-- PROBLEM --
Reproduce the listing below without changes, except that pictures are left out.

-- MATERIAL TO PROCESS --
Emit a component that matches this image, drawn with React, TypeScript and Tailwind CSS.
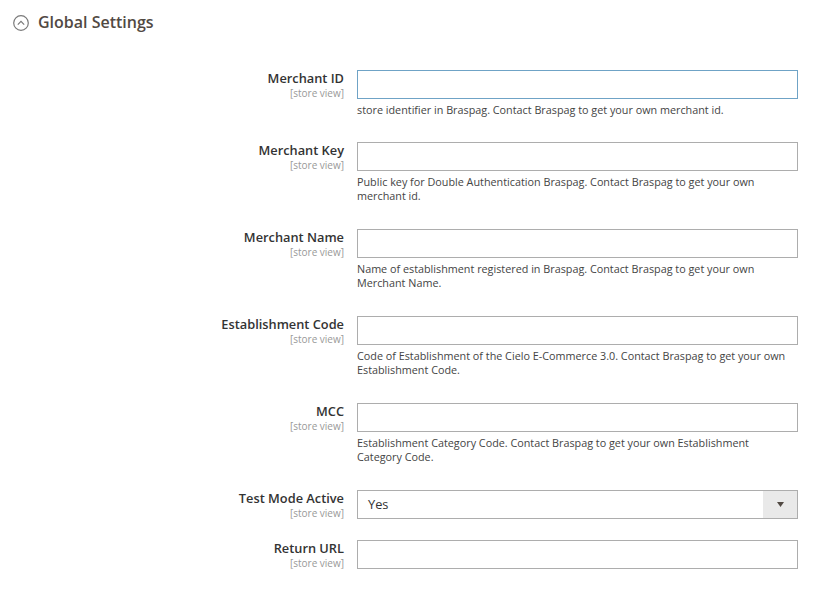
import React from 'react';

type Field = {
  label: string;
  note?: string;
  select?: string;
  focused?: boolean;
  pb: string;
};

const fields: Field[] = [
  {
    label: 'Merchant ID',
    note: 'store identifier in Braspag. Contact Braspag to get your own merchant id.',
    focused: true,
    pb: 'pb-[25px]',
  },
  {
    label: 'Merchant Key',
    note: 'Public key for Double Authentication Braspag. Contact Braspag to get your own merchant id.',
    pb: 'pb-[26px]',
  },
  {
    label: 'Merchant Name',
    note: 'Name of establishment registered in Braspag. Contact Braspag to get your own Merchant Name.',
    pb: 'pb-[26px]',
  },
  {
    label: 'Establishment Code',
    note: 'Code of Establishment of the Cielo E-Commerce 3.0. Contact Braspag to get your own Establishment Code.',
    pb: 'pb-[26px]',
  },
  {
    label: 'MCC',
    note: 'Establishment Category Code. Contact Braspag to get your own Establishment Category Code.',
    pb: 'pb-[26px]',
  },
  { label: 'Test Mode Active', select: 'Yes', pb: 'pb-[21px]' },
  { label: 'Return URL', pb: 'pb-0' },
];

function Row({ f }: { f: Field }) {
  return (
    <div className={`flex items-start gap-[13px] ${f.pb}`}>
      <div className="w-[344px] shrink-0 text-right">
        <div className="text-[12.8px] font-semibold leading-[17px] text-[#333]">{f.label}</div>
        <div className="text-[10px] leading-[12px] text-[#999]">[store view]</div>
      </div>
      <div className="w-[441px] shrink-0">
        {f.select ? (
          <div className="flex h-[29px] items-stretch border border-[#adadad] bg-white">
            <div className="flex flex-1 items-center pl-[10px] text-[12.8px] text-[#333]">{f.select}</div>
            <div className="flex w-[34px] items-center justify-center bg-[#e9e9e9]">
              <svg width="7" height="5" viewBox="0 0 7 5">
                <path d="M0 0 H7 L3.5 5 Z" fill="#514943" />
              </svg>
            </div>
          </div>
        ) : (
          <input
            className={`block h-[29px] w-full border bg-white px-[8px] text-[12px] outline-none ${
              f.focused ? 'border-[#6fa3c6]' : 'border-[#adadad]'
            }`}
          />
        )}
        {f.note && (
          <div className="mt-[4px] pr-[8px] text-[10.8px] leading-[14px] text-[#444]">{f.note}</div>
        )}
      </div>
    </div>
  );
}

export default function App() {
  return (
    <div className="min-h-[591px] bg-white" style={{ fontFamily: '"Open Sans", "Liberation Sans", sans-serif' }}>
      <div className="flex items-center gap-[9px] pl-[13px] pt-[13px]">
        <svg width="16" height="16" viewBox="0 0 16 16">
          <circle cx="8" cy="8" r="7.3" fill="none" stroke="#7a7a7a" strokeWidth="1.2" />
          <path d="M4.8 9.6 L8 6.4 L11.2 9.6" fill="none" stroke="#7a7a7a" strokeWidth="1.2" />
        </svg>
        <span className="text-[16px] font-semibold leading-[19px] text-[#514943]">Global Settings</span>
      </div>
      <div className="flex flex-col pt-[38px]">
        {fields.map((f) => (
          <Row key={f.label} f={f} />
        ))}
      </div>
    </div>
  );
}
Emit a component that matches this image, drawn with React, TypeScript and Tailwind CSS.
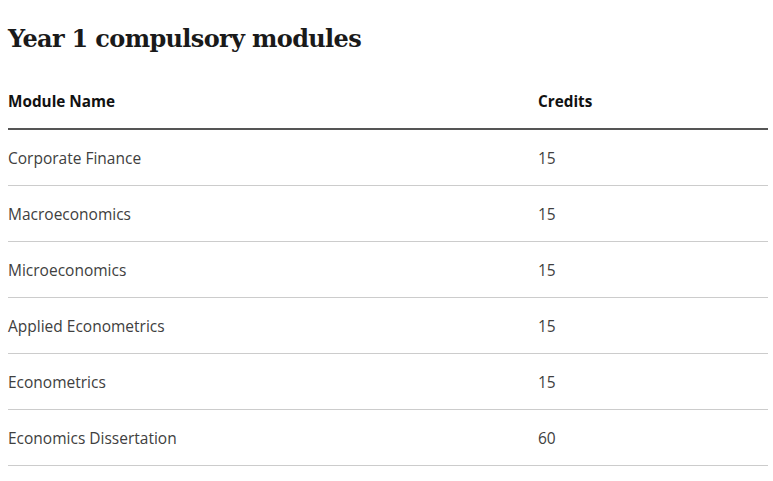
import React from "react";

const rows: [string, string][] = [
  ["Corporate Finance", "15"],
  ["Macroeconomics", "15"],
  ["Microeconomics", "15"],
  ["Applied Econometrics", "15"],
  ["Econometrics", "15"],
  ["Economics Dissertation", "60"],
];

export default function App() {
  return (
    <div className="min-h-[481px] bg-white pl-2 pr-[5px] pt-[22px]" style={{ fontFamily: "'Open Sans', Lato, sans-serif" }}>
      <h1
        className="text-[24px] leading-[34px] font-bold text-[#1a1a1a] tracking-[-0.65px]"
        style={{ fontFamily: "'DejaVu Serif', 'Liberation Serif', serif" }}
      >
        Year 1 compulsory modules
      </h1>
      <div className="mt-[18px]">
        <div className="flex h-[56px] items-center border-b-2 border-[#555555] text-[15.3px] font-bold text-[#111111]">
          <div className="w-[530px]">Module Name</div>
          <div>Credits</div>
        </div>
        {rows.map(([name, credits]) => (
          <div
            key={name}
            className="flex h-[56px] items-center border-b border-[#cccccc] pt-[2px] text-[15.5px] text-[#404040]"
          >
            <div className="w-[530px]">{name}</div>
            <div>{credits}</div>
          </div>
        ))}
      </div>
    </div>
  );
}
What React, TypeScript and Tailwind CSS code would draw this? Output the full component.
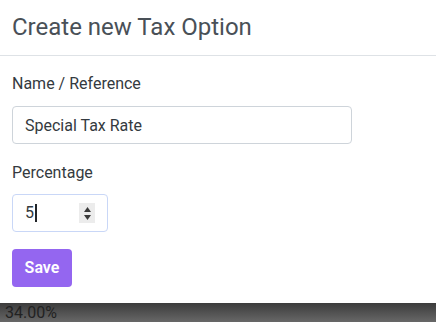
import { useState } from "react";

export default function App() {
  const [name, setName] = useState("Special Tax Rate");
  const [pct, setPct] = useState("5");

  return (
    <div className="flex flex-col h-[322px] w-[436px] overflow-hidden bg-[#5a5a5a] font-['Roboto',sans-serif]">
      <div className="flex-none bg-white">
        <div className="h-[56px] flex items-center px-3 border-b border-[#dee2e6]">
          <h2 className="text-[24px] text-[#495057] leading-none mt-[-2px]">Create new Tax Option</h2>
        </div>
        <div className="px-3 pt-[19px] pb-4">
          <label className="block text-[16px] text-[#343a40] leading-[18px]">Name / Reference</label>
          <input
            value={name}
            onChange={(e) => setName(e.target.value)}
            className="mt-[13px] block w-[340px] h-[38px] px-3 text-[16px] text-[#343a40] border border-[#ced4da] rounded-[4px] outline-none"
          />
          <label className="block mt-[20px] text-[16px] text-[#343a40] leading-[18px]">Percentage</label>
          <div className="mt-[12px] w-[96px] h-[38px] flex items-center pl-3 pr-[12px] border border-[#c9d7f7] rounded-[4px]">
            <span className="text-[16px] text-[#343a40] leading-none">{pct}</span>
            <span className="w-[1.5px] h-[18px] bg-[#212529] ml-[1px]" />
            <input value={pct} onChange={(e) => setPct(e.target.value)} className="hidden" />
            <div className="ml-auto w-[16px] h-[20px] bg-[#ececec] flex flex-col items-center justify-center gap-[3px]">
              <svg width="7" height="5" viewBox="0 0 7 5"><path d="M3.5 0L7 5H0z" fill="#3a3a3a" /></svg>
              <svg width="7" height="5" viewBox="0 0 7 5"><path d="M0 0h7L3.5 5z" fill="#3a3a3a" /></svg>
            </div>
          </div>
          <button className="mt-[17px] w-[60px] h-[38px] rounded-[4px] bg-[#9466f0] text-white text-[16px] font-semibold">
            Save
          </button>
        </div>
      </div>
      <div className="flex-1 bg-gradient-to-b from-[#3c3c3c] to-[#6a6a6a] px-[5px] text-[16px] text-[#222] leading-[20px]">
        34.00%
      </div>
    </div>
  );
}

-- RESPONSE FOR THIS EXERCISE --
Emit a component that matches this image, drawn with React, TypeScript and Tailwind CSS.
import React from 'react';

type Field = {
  label: string;
  note?: string;
  select?: string;
  focused?: boolean;
  pb: string;
};

const fields: Field[] = [
  {
    label: 'Merchant ID',
    note: 'store identifier in Braspag. Contact Braspag to get your own merchant id.',
    focused: true,
    pb: 'pb-[25px]',
  },
  {
    label: 'Merchant Key',
    note: 'Public key for Double Authentication Braspag. Contact Braspag to get your own merchant id.',
    pb: 'pb-[26px]',
  },
  {
    label: 'Merchant Name',
    note: 'Name of establishment registered in Braspag. Contact Braspag to get your own Merchant Name.',
    pb: 'pb-[26px]',
  },
  {
    label: 'Establishment Code',
    note: 'Code of Establishment of the Cielo E-Commerce 3.0. Contact Braspag to get your own Establishment Code.',
    pb: 'pb-[26px]',
  },
  {
    label: 'MCC',
    note: 'Establishment Category Code. Contact Braspag to get your own Establishment Category Code.',
    pb: 'pb-[26px]',
  },
  { label: 'Test Mode Active', select: 'Yes', pb: 'pb-[21px]' },
  { label: 'Return URL', pb: 'pb-0' },
];

function Row({ f }: { f: Field }) {
  return (
    <div className={`flex items-start gap-[13px] ${f.pb}`}>
      <div className="w-[344px] shrink-0 text-right">
        <div className="text-[12.8px] font-semibold leading-[17px] text-[#333]">{f.label}</div>
        <div className="text-[10px] leading-[12px] text-[#999]">[store view]</div>
      </div>
      <div className="w-[441px] shrink-0">
        {f.select ? (
          <div className="flex h-[29px] items-stretch border border-[#adadad] bg-white">
            <div className="flex flex-1 items-center pl-[10px] text-[12.8px] text-[#333]">{f.select}</div>
            <div className="flex w-[34px] items-center justify-center bg-[#e9e9e9]">
              <svg width="7" height="5" viewBox="0 0 7 5">
                <path d="M0 0 H7 L3.5 5 Z" fill="#514943" />
              </svg>
            </div>
          </div>
        ) : (
          <input
            className={`block h-[29px] w-full border bg-white px-[8px] text-[12px] outline-none ${
              f.focused ? 'border-[#6fa3c6]' : 'border-[#adadad]'
            }`}
          />
        )}
        {f.note && (
          <div className="mt-[4px] pr-[8px] text-[10.8px] leading-[14px] text-[#444]">{f.note}</div>
        )}
      </div>
    </div>
  );
}

export default function App() {
  return (
    <div className="min-h-[591px] bg-white" style={{ fontFamily: '"Open Sans", "Liberation Sans", sans-serif' }}>
      <div className="flex items-center gap-[9px] pl-[13px] pt-[13px]">
        <svg width="16" height="16" viewBox="0 0 16 16">
          <circle cx="8" cy="8" r="7.3" fill="none" stroke="#7a7a7a" strokeWidth="1.2" />
          <path d="M4.8 9.6 L8 6.4 L11.2 9.6" fill="none" stroke="#7a7a7a" strokeWidth="1.2" />
        </svg>
        <span className="text-[16px] font-semibold leading-[19px] text-[#514943]">Global Settings</span>
      </div>
      <div className="flex flex-col pt-[38px]">
        {fields.map((f) => (
          <Row key={f.label} f={f} />
        ))}
      </div>
    </div>
  );
}
Emit a component that matches this image, drawn with React, TypeScript and Tailwind CSS.
import React from "react";

const rows: [string, string][] = [
  ["Corporate Finance", "15"],
  ["Macroeconomics", "15"],
  ["Microeconomics", "15"],
  ["Applied Econometrics", "15"],
  ["Econometrics", "15"],
  ["Economics Dissertation", "60"],
];

export default function App() {
  return (
    <div className="min-h-[481px] bg-white pl-2 pr-[5px] pt-[22px]" style={{ fontFamily: "'Open Sans', Lato, sans-serif" }}>
      <h1
        className="text-[24px] leading-[34px] font-bold text-[#1a1a1a] tracking-[-0.65px]"
        style={{ fontFamily: "'DejaVu Serif', 'Liberation Serif', serif" }}
      >
        Year 1 compulsory modules
      </h1>
      <div className="mt-[18px]">
        <div className="flex h-[56px] items-center border-b-2 border-[#555555] text-[15.3px] font-bold text-[#111111]">
          <div className="w-[530px]">Module Name</div>
          <div>Credits</div>
        </div>
        {rows.map(([name, credits]) => (
          <div
            key={name}
            className="flex h-[56px] items-center border-b border-[#cccccc] pt-[2px] text-[15.5px] text-[#404040]"
          >
            <div className="w-[530px]">{name}</div>
            <div>{credits}</div>
          </div>
        ))}
      </div>
    </div>
  );
}
What React, TypeScript and Tailwind CSS code would draw this? Output the full component.
import { useState } from "react";

export default function App() {
  const [name, setName] = useState("Special Tax Rate");
  const [pct, setPct] = useState("5");

  return (
    <div className="flex flex-col h-[322px] w-[436px] overflow-hidden bg-[#5a5a5a] font-['Roboto',sans-serif]">
      <div className="flex-none bg-white">
        <div className="h-[56px] flex items-center px-3 border-b border-[#dee2e6]">
          <h2 className="text-[24px] text-[#495057] leading-none mt-[-2px]">Create new Tax Option</h2>
        </div>
        <div className="px-3 pt-[19px] pb-4">
          <label className="block text-[16px] text-[#343a40] leading-[18px]">Name / Reference</label>
          <input
            value={name}
            onChange={(e) => setName(e.target.value)}
            className="mt-[13px] block w-[340px] h-[38px] px-3 text-[16px] text-[#343a40] border border-[#ced4da] rounded-[4px] outline-none"
          />
          <label className="block mt-[20px] text-[16px] text-[#343a40] leading-[18px]">Percentage</label>
          <div className="mt-[12px] w-[96px] h-[38px] flex items-center pl-3 pr-[12px] border border-[#c9d7f7] rounded-[4px]">
            <span className="text-[16px] text-[#343a40] leading-none">{pct}</span>
            <span className="w-[1.5px] h-[18px] bg-[#212529] ml-[1px]" />
            <input value={pct} onChange={(e) => setPct(e.target.value)} className="hidden" />
            <div className="ml-auto w-[16px] h-[20px] bg-[#ececec] flex flex-col items-center justify-center gap-[3px]">
              <svg width="7" height="5" viewBox="0 0 7 5"><path d="M3.5 0L7 5H0z" fill="#3a3a3a" /></svg>
              <svg width="7" height="5" viewBox="0 0 7 5"><path d="M0 0h7L3.5 5z" fill="#3a3a3a" /></svg>
            </div>
          </div>
          <button className="mt-[17px] w-[60px] h-[38px] rounded-[4px] bg-[#9466f0] text-white text-[16px] font-semibold">
            Save
          </button>
        </div>
      </div>
      <div className="flex-1 bg-gradient-to-b from-[#3c3c3c] to-[#6a6a6a] px-[5px] text-[16px] text-[#222] leading-[20px]">
        34.00%
      </div>
    </div>
  );
}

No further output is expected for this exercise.